**Work required**
Copy out each line that has "with" in it.
## START
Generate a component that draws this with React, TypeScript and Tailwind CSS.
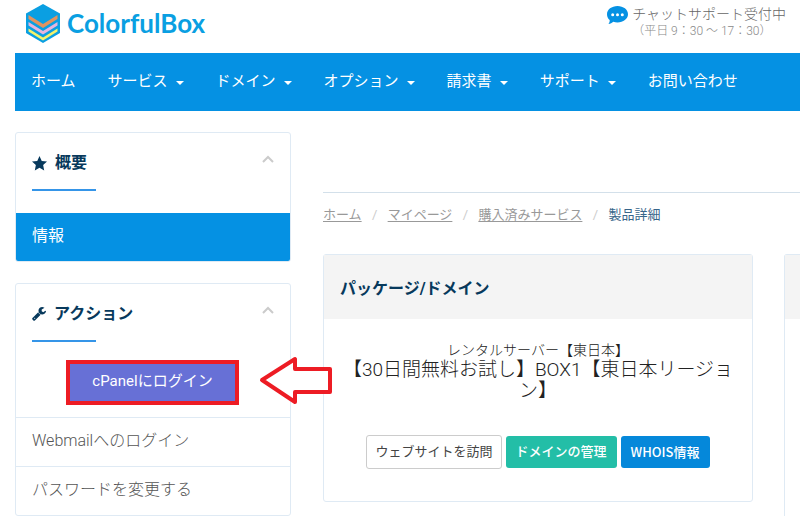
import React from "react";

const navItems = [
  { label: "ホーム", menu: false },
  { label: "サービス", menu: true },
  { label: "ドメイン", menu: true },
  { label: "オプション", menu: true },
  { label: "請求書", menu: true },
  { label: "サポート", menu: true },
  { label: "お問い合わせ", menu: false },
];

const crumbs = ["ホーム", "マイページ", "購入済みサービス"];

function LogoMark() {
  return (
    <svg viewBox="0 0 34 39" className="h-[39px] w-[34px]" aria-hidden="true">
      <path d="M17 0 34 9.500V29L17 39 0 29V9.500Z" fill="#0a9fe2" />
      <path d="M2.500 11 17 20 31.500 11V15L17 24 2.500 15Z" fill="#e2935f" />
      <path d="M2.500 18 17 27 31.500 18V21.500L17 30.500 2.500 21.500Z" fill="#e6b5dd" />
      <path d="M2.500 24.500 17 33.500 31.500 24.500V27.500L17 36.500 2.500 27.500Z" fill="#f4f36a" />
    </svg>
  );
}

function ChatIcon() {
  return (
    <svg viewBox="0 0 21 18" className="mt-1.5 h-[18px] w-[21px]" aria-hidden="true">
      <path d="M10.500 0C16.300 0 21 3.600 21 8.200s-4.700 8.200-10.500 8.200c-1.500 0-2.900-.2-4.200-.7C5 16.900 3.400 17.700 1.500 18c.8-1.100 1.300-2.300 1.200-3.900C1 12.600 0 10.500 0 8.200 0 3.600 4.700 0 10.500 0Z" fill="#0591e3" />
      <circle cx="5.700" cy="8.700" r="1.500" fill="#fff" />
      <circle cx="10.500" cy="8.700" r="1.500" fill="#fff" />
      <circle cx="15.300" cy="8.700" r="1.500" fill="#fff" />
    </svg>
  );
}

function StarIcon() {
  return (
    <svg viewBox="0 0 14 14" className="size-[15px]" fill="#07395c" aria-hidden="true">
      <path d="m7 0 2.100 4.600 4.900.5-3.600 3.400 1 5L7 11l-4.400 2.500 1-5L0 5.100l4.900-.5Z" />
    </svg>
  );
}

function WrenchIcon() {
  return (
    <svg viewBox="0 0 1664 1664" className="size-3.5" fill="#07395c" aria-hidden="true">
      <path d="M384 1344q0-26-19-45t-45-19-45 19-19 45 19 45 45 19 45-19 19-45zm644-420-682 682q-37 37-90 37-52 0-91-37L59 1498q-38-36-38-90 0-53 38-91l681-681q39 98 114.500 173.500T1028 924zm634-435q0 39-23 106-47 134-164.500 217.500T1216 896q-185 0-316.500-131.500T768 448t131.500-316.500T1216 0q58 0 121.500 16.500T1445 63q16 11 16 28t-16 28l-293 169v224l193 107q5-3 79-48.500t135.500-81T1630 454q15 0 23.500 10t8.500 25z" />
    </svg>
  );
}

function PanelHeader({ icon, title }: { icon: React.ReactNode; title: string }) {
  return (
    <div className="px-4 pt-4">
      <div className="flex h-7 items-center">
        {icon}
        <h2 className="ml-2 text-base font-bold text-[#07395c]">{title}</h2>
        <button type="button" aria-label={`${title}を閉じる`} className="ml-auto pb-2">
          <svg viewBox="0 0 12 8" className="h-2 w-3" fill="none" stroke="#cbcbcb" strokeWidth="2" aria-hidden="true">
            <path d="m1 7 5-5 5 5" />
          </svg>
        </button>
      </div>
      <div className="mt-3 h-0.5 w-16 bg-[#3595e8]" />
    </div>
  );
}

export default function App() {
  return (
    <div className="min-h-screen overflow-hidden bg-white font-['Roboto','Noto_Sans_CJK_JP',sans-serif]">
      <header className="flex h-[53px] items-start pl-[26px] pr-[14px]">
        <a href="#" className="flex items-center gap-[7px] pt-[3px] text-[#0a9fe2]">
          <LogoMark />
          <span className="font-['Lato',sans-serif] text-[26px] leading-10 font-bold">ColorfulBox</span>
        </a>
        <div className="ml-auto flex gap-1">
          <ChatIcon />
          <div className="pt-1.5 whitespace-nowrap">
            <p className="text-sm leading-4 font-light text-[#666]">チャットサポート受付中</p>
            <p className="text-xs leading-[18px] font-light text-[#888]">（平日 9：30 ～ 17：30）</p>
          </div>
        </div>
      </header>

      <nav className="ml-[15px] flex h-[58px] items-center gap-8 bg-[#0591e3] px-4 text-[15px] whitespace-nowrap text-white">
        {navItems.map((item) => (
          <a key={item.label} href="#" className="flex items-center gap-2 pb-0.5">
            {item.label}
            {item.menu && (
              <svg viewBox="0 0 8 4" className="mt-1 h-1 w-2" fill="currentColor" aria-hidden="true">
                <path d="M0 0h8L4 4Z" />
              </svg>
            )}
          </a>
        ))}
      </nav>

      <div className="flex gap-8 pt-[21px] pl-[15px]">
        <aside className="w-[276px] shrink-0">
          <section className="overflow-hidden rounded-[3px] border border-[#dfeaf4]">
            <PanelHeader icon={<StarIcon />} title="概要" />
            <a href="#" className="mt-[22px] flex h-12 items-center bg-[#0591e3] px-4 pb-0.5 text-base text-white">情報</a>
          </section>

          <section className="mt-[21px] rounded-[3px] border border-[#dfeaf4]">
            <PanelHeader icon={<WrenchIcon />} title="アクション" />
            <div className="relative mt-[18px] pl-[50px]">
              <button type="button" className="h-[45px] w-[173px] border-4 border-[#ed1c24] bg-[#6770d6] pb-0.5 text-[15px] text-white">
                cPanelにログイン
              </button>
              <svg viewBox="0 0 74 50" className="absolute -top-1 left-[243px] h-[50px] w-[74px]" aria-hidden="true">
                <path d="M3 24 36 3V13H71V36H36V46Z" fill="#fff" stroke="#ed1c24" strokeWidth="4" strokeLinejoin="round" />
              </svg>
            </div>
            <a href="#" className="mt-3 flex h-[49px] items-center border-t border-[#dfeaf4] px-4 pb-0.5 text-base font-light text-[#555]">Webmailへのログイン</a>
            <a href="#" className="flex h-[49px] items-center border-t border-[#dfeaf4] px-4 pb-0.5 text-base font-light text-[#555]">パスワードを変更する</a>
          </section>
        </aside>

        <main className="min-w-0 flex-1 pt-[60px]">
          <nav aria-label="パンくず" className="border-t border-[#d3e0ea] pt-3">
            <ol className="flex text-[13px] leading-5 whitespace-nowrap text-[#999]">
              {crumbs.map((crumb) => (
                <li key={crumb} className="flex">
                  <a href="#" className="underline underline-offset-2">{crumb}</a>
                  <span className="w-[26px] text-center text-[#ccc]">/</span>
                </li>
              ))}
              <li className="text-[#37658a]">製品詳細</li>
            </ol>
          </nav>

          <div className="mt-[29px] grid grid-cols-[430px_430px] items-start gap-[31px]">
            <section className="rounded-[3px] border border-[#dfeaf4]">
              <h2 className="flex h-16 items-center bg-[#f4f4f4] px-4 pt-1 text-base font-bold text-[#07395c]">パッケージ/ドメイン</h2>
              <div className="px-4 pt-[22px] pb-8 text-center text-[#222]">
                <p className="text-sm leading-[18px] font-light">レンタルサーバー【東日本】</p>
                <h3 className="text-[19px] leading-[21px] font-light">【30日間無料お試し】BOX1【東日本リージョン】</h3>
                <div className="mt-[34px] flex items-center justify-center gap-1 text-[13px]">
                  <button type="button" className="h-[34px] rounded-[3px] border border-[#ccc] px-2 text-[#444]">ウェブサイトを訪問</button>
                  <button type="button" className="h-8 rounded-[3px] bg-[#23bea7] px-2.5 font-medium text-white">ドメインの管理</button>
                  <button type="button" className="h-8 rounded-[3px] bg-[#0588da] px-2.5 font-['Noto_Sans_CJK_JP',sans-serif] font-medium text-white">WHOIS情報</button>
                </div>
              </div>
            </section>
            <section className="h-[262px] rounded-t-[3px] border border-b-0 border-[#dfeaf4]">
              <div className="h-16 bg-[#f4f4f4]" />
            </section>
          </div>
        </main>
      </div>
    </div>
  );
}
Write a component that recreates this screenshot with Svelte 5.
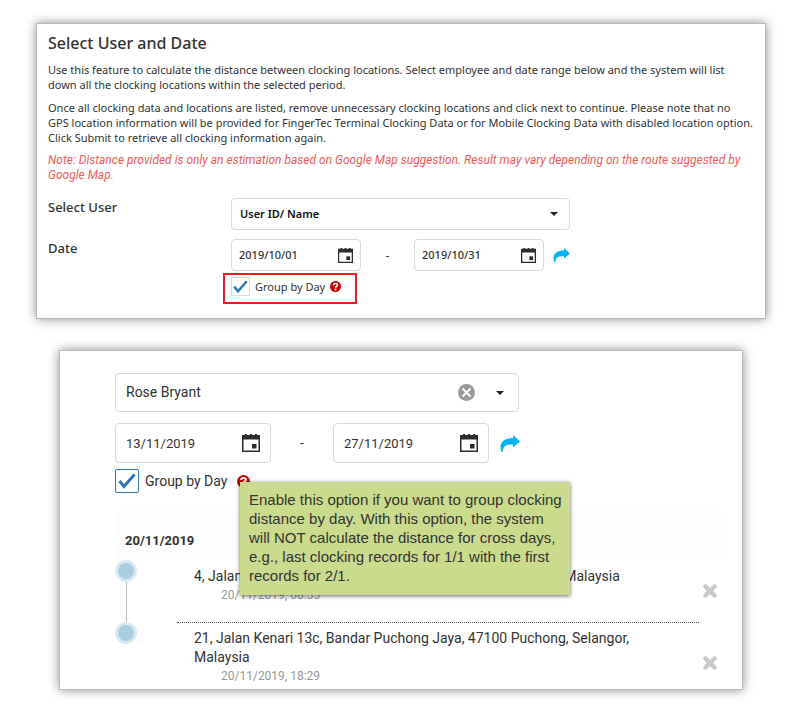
## END
**Correct response**
Generate a component that draws this with React, TypeScript and Tailwind CSS.
Write a component that recreates this screenshot with Svelte 5.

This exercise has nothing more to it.